La troisième garantie est la garantie biennale. Elle assure le bon fonctionnement du bien immobilier. Cela est, notamment, lié aux équipements de la maison : chaudière, VMC… Ils sont tous garantis pendant deux ans. En cas de problème, le constructeur est chargé de les réparer ou de les changer si nécessaire. La dernière est sans doute la plus connue : c’est la garantie décennale. Elle démarre également à la remise des clés et vous couvre en cas de problème structurel de la maison pendant 10 ans. Cela comprend tout ce qui rend le bien impropre à son utilisation, c’est-à-dire que si vous ne pouvez plus vivre dans la maison le constructeur doit intervenir.
4 garanties obligatoires protègent les acheteurs
- La garantie de livraison au prix et délais convenus.
- La garantie de parfait achèvement.
- La garantie biennale.
- La garantie décennale.
Quelle est votre vision du marché de la construction sur 10 ans ?
C’est une question compliquée car il est déjà très difficile de donner une vision sur quelques semaines du marché de la construction, mais si je devais me prononcer, je dirais quand même deux choses. D’abord, la maison neuve sera encore plus, aujourd’hui, un bien d’exception, quelque chose qui sera réservé à quelques ménages qui auront la capacité de faire un emprunt immobilier ou auront beaucoup d’épargne et à condition qu’on trouve un terrain. Donc ça va devenir rare et encore plus compliqué de faire construire sa maison individuelle. Le rêve des jeunes familles, qui se lancent dans la vie active et prévoient de faire des enfants, devra sans doute attendre quelques années avant de se concrétiser.

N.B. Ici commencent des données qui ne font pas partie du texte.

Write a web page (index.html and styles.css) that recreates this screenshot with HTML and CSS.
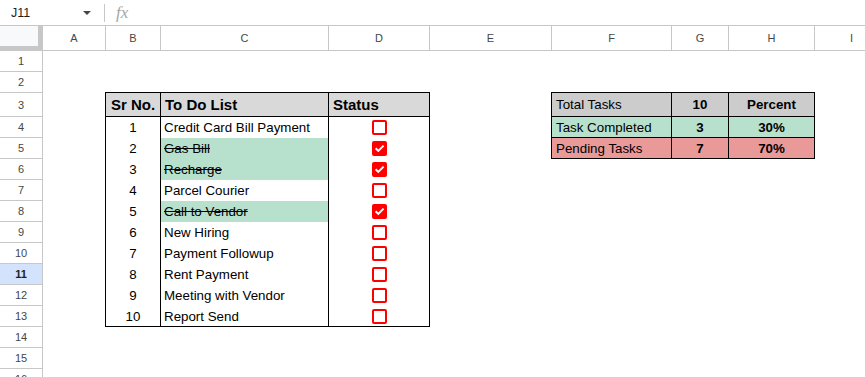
FILE: index.html
```html
<!DOCTYPE html>
<html lang="en">
<head>
<meta charset="utf-8">
<title>To Do List</title>
<link rel="stylesheet" href="styles.css">
</head>
<body>
<div class="app">
  <header class="formula-bar">
    <div class="namebox"><span class="ref">J11</span><span class="caret"></span></div>
    <span class="divider"></span>
    <span class="fx">fx</span>
  </header>
  <div class="sheet">
    <div class="corner"></div>
    <div class="col-heads">
      <div class="ch w-a">A</div>
      <div class="ch w-b">B</div>
      <div class="ch w-c">C</div>
      <div class="ch w-d">D</div>
      <div class="ch w-e">E</div>
      <div class="ch w-f">F</div>
      <div class="ch w-g">G</div>
      <div class="ch w-h">H</div>
      <div class="ch w-i">I</div>
    </div>
    <div class="row-heads">
      <div class="rh">1</div>
      <div class="rh">2</div>
      <div class="rh tall">3</div>
      <div class="rh">4</div>
      <div class="rh">5</div>
      <div class="rh">6</div>
      <div class="rh">7</div>
      <div class="rh">8</div>
      <div class="rh">9</div>
      <div class="rh">10</div>
      <div class="rh sel">11</div>
      <div class="rh">12</div>
      <div class="rh">13</div>
      <div class="rh">14</div>
      <div class="rh">15</div>
      <div class="rh">16</div>
    </div>
    <div class="cells">
      <div class="todo">
        <div class="th b center">Sr No.</div>
        <div class="th c">To Do List</div>
        <div class="th">Status</div>

        <div class="td b center">1</div>
        <div class="td c">Credit Card Bill Payment</div>
        <div class="td center"><span class="cb"></span></div>

        <div class="td b center">2</div>
        <div class="td c done">Gas Bill</div>
        <div class="td center"><span class="cb on"><svg viewBox="0 0 11 11" width="11" height="11"><path d="M1.6 5.3 L4.3 7.9 L9.6 2.6" /></svg></span></div>

        <div class="td b center">3</div>
        <div class="td c done">Recharge</div>
        <div class="td center"><span class="cb on"><svg viewBox="0 0 11 11" width="11" height="11"><path d="M1.6 5.3 L4.3 7.9 L9.6 2.6" /></svg></span></div>

        <div class="td b center">4</div>
        <div class="td c">Parcel Courier</div>
        <div class="td center"><span class="cb"></span></div>

        <div class="td b center">5</div>
        <div class="td c done">Call to Vendor</div>
        <div class="td center"><span class="cb on"><svg viewBox="0 0 11 11" width="11" height="11"><path d="M1.6 5.3 L4.3 7.9 L9.6 2.6" /></svg></span></div>

        <div class="td b center">6</div>
        <div class="td c">New Hiring</div>
        <div class="td center"><span class="cb"></span></div>

        <div class="td b center">7</div>
        <div class="td c">Payment Followup</div>
        <div class="td center"><span class="cb"></span></div>

        <div class="td b center">8</div>
        <div class="td c">Rent Payment</div>
        <div class="td center"><span class="cb"></span></div>

        <div class="td b center">9</div>
        <div class="td c">Meeting with Vendor</div>
        <div class="td center"><span class="cb"></span></div>

        <div class="td b center">10</div>
        <div class="td c">Report Send</div>
        <div class="td center"><span class="cb"></span></div>
      </div>

      <div class="summary">
        <div class="sc f total">Total Tasks</div>
        <div class="sc g total bold center">10</div>
        <div class="sc total bold center">Percent</div>

        <div class="sc f done-row">Task Completed</div>
        <div class="sc g done-row bold center">3</div>
        <div class="sc done-row bold center">30%</div>

        <div class="sc f pend-row last">Pending Tasks</div>
        <div class="sc g pend-row bold center last">7</div>
        <div class="sc pend-row bold center last">70%</div>
      </div>
    </div>
  </div>
</div>
</body>
</html>
```

FILE: styles.css
```css
* {
  box-sizing: border-box;
}

html,
body {
  margin: 0;
  padding: 0;
}

body {
  width: 865px;
  height: 377px;
  overflow: hidden;
  background: #ffffff;
  font-family: "Liberation Sans", Arial, sans-serif;
  color: #000000;
}

/* ---------- formula bar ---------- */
.formula-bar {
  display: flex;
  align-items: center;
  height: 26px;
  border-bottom: 1px solid #c7c7c7;
}

.namebox {
  width: 97px;
  display: flex;
  align-items: center;
  justify-content: space-between;
  padding: 0 6px 0 11px;
  font-size: 12.5px;
  color: #1f1f1f;
}

.caret {
  width: 0;
  height: 0;
  border-left: 4px solid transparent;
  border-right: 4px solid transparent;
  border-top: 4px solid #444746;
}

.divider {
  width: 1px;
  height: 18px;
  margin-left: 7px;
  background: #c7c7c7;
}

.fx {
  margin-left: 11px;
  font-family: "Liberation Serif", serif;
  font-style: italic;
  font-size: 17px;
  color: #a6a6a6;
  line-height: 1;
}

/* ---------- sheet frame ---------- */
.sheet {
  display: grid;
  grid-template-columns: 43px max-content;
  grid-template-rows: 25px auto;
}

.corner {
  background: #f8f9fa;
  border-right: 5px solid #c7c7c7;
  border-bottom: 5px solid #c7c7c7;
}

.col-heads {
  display: flex;
}

.ch {
  flex: none;
  height: 25px;
  display: flex;
  align-items: center;
  justify-content: center;
  border-right: 1px solid #c7c7c7;
  border-bottom: 1px solid #c7c7c7;
  font-size: 11px;
  color: #444746;
}

.w-a { width: 63px; }
.w-b { width: 55px; }
.w-c { width: 168px; }
.w-d { width: 101px; }
.w-e { width: 122px; }
.w-f { width: 120px; }
.w-g { width: 57px; }
.w-h { width: 86px; }
.w-i { width: 74px; }

.row-heads {
  display: flex;
  flex-direction: column;
}

.rh {
  height: 21px;
  display: flex;
  align-items: center;
  justify-content: center;
  border-right: 1px solid #c7c7c7;
  border-bottom: 1px solid #c7c7c7;
  font-size: 11px;
  color: #444746;
}

.rh.tall {
  height: 24px;
}

.rh.sel {
  background: #d3e3fd;
  font-weight: bold;
  color: #1f1f1f;
}

/* ---------- cell area ---------- */
.cells {
  display: grid;
  grid-template-columns: 63px 55px 168px 101px 122px 120px 57px 86px 74px;
  grid-template-rows: 21px 21px 24px repeat(13, 21px);
}

.center {
  justify-content: center;
}

.bold {
  font-weight: bold;
}

/* to do table */
.todo {
  grid-column: 2 / 5;
  grid-row: 3 / 14;
  margin: -1px 0 0 -1px;
  border: 1px solid #000000;
  display: grid;
  grid-template-columns: 55px 168px 1fr;
  grid-template-rows: 24px repeat(9, 21px) 20px;
  font-size: 13.33px;
}

.th {
  display: flex;
  align-items: center;
  padding: 0 4px;
  background: #d9d9d9;
  border-bottom: 1px solid #000000;
  font-size: 15px;
  font-weight: bold;
}

.td {
  display: flex;
  align-items: center;
  padding: 0 3px;
  white-space: nowrap;
}

.b,
.c {
  border-right: 1px solid #000000;
}

.done {
  background: #b7e1cd;
  text-decoration: line-through;
}

.cb {
  display: flex;
  align-items: center;
  justify-content: center;
  width: 15px;
  height: 15px;
  border: 2px solid #ff0000;
  border-radius: 2px;
  background: #ffffff;
}

.cb.on {
  background: #ff0000;
}

.cb svg path {
  fill: none;
  stroke: #ffffff;
  stroke-width: 1.9;
}

/* summary table */
.summary {
  grid-column: 6 / 9;
  grid-row: 3 / 6;
  margin: -1px 0 0 -1px;
  border: 1px solid #000000;
  display: grid;
  grid-template-columns: 120px 57px 1fr;
  grid-template-rows: 24px 21px 1fr;
  font-size: 13.33px;
}

.sc {
  display: flex;
  align-items: center;
  padding: 0 4px;
  border-bottom: 1px solid #000000;
  white-space: nowrap;
}

.sc.last {
  border-bottom: none;
}

.f,
.g {
  border-right: 1px solid #000000;
}

.total {
  background: #cccccc;
}

.done-row {
  background: #b7e1cd;
}

.pend-row {
  background: #ea9999;
}
```
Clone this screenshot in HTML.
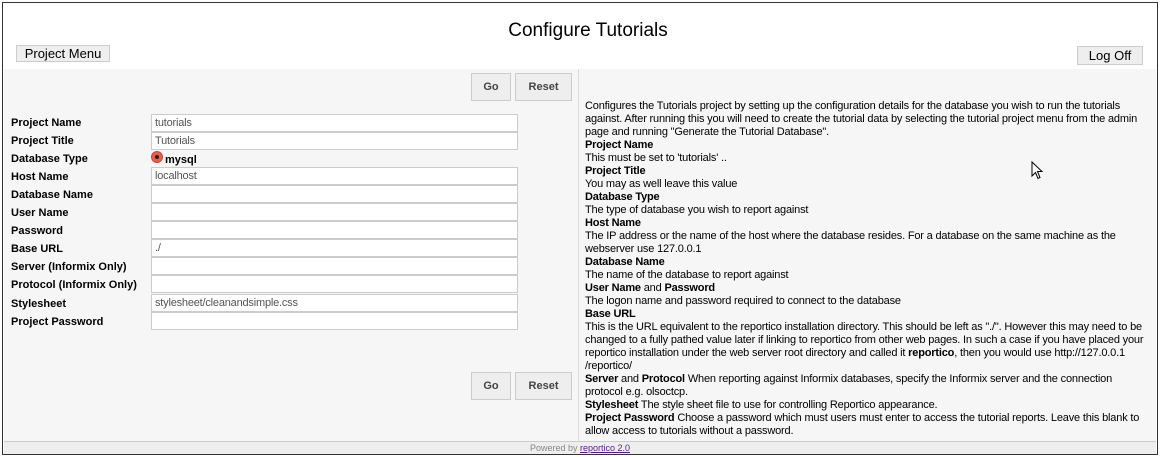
<!DOCTYPE html>
<html><head><meta charset="utf-8"><style>
*{margin:0;padding:0;box-sizing:border-box}
body{width:1160px;height:457px;background:#fff;font-family:"Liberation Sans",Arial,sans-serif;position:relative;overflow:hidden}
.outer{position:absolute;left:2px;top:2px;width:1156px;height:453px;border:1px solid #333;}
.abs{position:absolute}
h1{position:absolute;left:0;width:1176px;top:20px;text-align:center;font-weight:normal;font-size:19px;color:#000}
.btn{position:absolute;background:#eee;border:1px solid #ccc;font-size:13px;text-align:center;color:#000}
.panel{position:absolute;left:4px;top:69px;width:1152px;height:373px;background:#f6f6f6}
.div{position:absolute;left:578px;top:69px;width:1px;height:373px;background:#ddd}
.gb{position:absolute;background:#eee;border:1px solid #ccc;font-size:11px;font-weight:bold;color:#444;text-align:center;line-height:26px;height:28px}
.lbl{position:absolute;left:11px;font-size:11px;font-weight:bold;color:#000}
.inp{position:absolute;left:151px;width:367px;height:18px;background:#fff;border:1px solid #ccc;font-size:11px;color:#555;padding-left:3px;line-height:16px;letter-spacing:-0.2px}
.txt{position:absolute;left:585px;top:100px;font-size:11px;line-height:13px;color:#000;white-space:nowrap;letter-spacing:-0.18px}
.foot{position:absolute;left:4px;top:441px;width:1152px;height:13px;background:#eee;border-top:1px solid #ccc;font-size:9px;color:#888;text-align:center;line-height:12px}
.foot a{color:#551a8b;text-decoration:underline}
</style></head><body>
<div class="outer"></div>
<h1>Configure Tutorials</h1>
<div class="btn" style="left:16px;top:45px;width:94px;height:17px;line-height:15px">Project Menu</div>
<div class="btn" style="left:1077px;top:46px;width:66px;height:19px;line-height:17px">Log Off</div>
<div class="panel"></div>
<div class="div"></div>
<div class="gb" style="left:471px;top:73px;width:40px">Go</div>
<div class="gb" style="left:515px;top:73px;width:57px">Reset</div>
<div class="gb" style="left:471px;top:372px;width:40px">Go</div>
<div class="gb" style="left:515px;top:372px;width:57px">Reset</div>

<div class="lbl" style="top:117px">Project Name</div>
<div class="lbl" style="top:135px">Project Title</div>
<div class="lbl" style="top:153px">Database Type</div>
<div class="lbl" style="top:171px">Host Name</div>
<div class="lbl" style="top:189px">Database Name</div>
<div class="lbl" style="top:207px">User Name</div>
<div class="lbl" style="top:225px">Password</div>
<div class="lbl" style="top:243px">Base URL</div>
<div class="lbl" style="top:261px">Server (Informix Only)</div>
<div class="lbl" style="top:279px">Protocol (Informix Only)</div>
<div class="lbl" style="top:298px">Stylesheet</div>
<div class="lbl" style="top:316px">Project Password</div>

<div class="inp" style="top:114px">tutorials</div>
<div class="inp" style="top:132px">Tutorials</div>
<div class="abs" style="left:151px;top:151px;width:12px;height:12px;border-radius:50%;background:#e8604a;border:1px solid #c44"><div style="position:absolute;left:3px;top:3px;width:4px;height:4px;border-radius:50%;background:#222"></div></div>
<div class="abs" style="left:165px;top:154px;font-size:11px;font-weight:bold">mysql</div>
<div class="inp" style="top:167px">localhost</div>
<div class="inp" style="top:185px"></div>
<div class="inp" style="top:203px"></div>
<div class="inp" style="top:221px"></div>
<div class="inp" style="top:239px">./</div>
<div class="inp" style="top:257px"></div>
<div class="inp" style="top:275px"></div>
<div class="inp" style="top:294px">stylesheet/cleanandsimple.css</div>
<div class="inp" style="top:312px"></div>

<div class="txt">Configures the Tutorials project by setting up the configuration details for the database you wish to run the tutorials<br>
against. After running this you will need to create the tutorial data by selecting the tutorial project menu from the admin<br>
page and running "Generate the Tutorial Database".<br>
<b>Project Name</b><br>
This must be set to 'tutorials' ..<br>
<b>Project Title</b><br>
You may as well leave this value<br>
<b>Database Type</b><br>
The type of database you wish to report against<br>
<b>Host Name</b><br>
The IP address or the name of the host where the database resides. For a database on the same machine as the<br>
webserver use 127.0.0.1<br>
<b>Database Name</b><br>
The name of the database to report against<br>
<b>User Name</b> and <b>Password</b><br>
The logon name and password required to connect to the database<br>
<b>Base URL</b><br>
This is the URL equivalent to the reportico installation directory. This should be left as "./". However this may need to be<br>
changed to a fully pathed value later if linking to reportico from other web pages. In such a case if you have placed your<br>
reportico installation under the web server root directory and called it <b>reportico</b>, then you would use http://127.0.0.1<br>
/reportico/<br>
<b>Server</b> and <b>Protocol</b> When reporting against Informix databases, specify the Informix server and the connection<br>
protocol e.g. olsoctcp.<br>
<b>Stylesheet</b> The style sheet file to use for controlling Reportico appearance.<br>
<b>Project Password</b> Choose a password which must users must enter to access the tutorial reports. Leave this blank to<br>
allow access to tutorials without a password.</div>

<svg class="abs" style="left:1031px;top:161px" width="14" height="20" viewBox="0 0 14 20"><path d="M1 1 L1 15 L4.5 11.5 L7 17.5 L9 16.5 L6.5 10.5 L11 10.5 Z" fill="#fff" stroke="#000" stroke-width="1"/></svg>

<div class="foot">Powered by <a>reportico 2.0</a></div>
</body></html>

La deuxième chose, c’est qu’avec les dernières évolutions écologiques, comme les économies d’énergie qui sont une bonne chose au demeurant, on va se retrouver à devoir faire des maisons en cubes qui se ressembleront toutes, sans distinctions régionales. C’est quelque chose que je regrette car dupliquer quarante fois la même maison n’est pas passionnant pour nous, d’autant que nous réalisons du sur-mesure et surtout il faut se mettre à la place du client. La famille qui arrive après avoir économisé, avec son petit dessin et nous dit « voilà j’ai déjà pensé à mon plan de maison, j’aimerais bien ceci, celà... » mais à qui on devra dire non on ne peut pas, on ne peut faire qu’un cube. Donc que ce soit pour les familles ou pour nous, j’espère que ça pourra évoluer dans une autre direction que celle-ci car personnellement je ne rêve pas du tout de lotissements à l’américaine avec 50 à 100 fois la même maison.